Simplicity Under Pressure
Let’s paint a picture:
You’re wearing gloves. It’s raining. You need to send a quick alert.
With a walkie talkie? Push. Talk. Done.
With a phone? Good luck unlocking it, navigating apps, and hoping your touchscreen works while wet.
The beauty of walkie talkies is their no-nonsense design. Big buttons. Loud speakers. Designed for real-life use—not polished for screen time.
Availability, Without the Guesswork
Phones can go to silent mode. They die. They’re left in lockers, bags, or worse—lost in the back of a truck.
Walkie talkies? Always on. Always listening.
Even if someone isn’t actively talking, they’re still receiving. That passive availability keeps teams aware, responsive, and synchronized. There’s no “call me back” needed—because the message was already heard.
Final Word: Push-to-Talk Is a Different Kind of Smart
We love our smartphones.

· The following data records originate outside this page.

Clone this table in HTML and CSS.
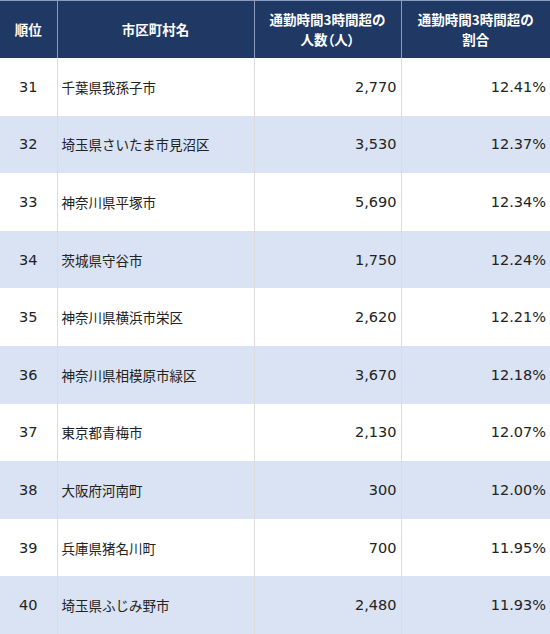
FILE: index.html
```html
<!DOCTYPE html>
<html lang="ja">
<head>
<meta charset="utf-8">
<link rel="stylesheet" href="styles.css">
</head>
<body>
<table class="rank">
  <colgroup>
    <col class="c-rank"><col class="c-name"><col class="c-num"><col class="c-pct">
  </colgroup>
  <thead>
    <tr>
      <th>順位</th>
      <th>市区町村名</th>
      <th><span class="hl">通勤時間3時間超の</span><span class="hl">人数（人）</span></th>
      <th><span class="hl">通勤時間3時間超の</span><span class="hl">割合</span></th>
    </tr>
  </thead>
  <tbody>
    <tr><td class="r">31</td><td class="n">千葉県我孫子市</td><td class="v">2,770</td><td class="v">12.41%</td></tr>
    <tr class="alt"><td class="r">32</td><td class="n">埼玉県さいたま市見沼区</td><td class="v">3,530</td><td class="v">12.37%</td></tr>
    <tr><td class="r">33</td><td class="n">神奈川県平塚市</td><td class="v">5,690</td><td class="v">12.34%</td></tr>
    <tr class="alt"><td class="r">34</td><td class="n">茨城県守谷市</td><td class="v">1,750</td><td class="v">12.24%</td></tr>
    <tr><td class="r">35</td><td class="n">神奈川県横浜市栄区</td><td class="v">2,620</td><td class="v">12.21%</td></tr>
    <tr class="alt"><td class="r">36</td><td class="n">神奈川県相模原市緑区</td><td class="v">3,670</td><td class="v">12.18%</td></tr>
    <tr><td class="r">37</td><td class="n">東京都青梅市</td><td class="v">2,130</td><td class="v">12.07%</td></tr>
    <tr class="alt"><td class="r">38</td><td class="n">大阪府河南町</td><td class="v">300</td><td class="v">12.00%</td></tr>
    <tr><td class="r">39</td><td class="n">兵庫県猪名川町</td><td class="v">700</td><td class="v">11.95%</td></tr>
    <tr class="alt"><td class="r">40</td><td class="n">埼玉県ふじみ野市</td><td class="v">2,480</td><td class="v">11.93%</td></tr>
  </tbody>
</table>
</body>
</html>
```

FILE: styles.css
```css
html, body {
  margin: 0;
  padding: 0;
  background: #ffffff;
}
body {
  font-family: "Noto Sans CJK JP", "Noto Sans", sans-serif;
  color: #222222;
  font-size: 13.5px;
}
.rank {
  width: 550px;
  border-collapse: collapse;
  table-layout: fixed;
}
.c-rank { width: 57px; }
.c-name { width: 197px; }
.c-num { width: 147px; }
.c-pct { width: 149px; }

.rank th {
  height: 57px;
  background: #203864;
  color: #ffffff;
  font-weight: 700;
  line-height: 19.5px;
  text-align: center;
  vertical-align: middle;
  padding: 0 2px;
  font-feature-settings: "palt";
  border-top: 1px solid #8a9bbd;
  border-left: 1px solid #8a9bbd;
  border-right: 1px solid #8a9bbd;
}
.rank th:first-child { border-left: none; }
.rank th:last-child { border-right: none; }
.hl { display: block; }

.rank td {
  height: 57.6px;
  padding: 0 4px;
  vertical-align: middle;
  border-left: 1px solid #dcdcdc;
  border-right: 1px solid #dcdcdc;
  line-height: 20px;
}
.rank td:first-child { border-left: none; }
.rank td:last-child { border-right: none; }
.rank tr.alt td { background: #dae3f3; }

.r {
  text-align: center;
  font-family: "DejaVu Sans", "Noto Sans CJK JP", sans-serif;
  font-size: 14.5px;
  padding-top: 2px;
}
.n {
  text-align: left;
  padding-top: 1px;
}
.v {
  text-align: right;
  font-family: "DejaVu Sans", "Noto Sans CJK JP", sans-serif;
  font-size: 14.5px;
  padding-top: 2px;
}
```
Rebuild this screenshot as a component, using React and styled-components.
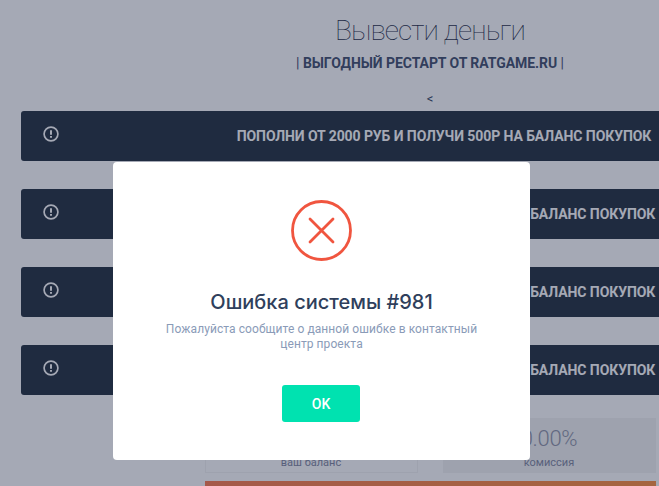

But let’s be honest—they’re not always the best tool for real-time, high-urgency, group coordination.
Walkie talkies thrive where phones fall short.
- Faster communication
- Broader reach
- Built-in group messaging
- No signal juggling or voicemail chases
Because the goal isn’t just to “get in touch.” It’s to keep the whole team moving—clearly, quickly, and together.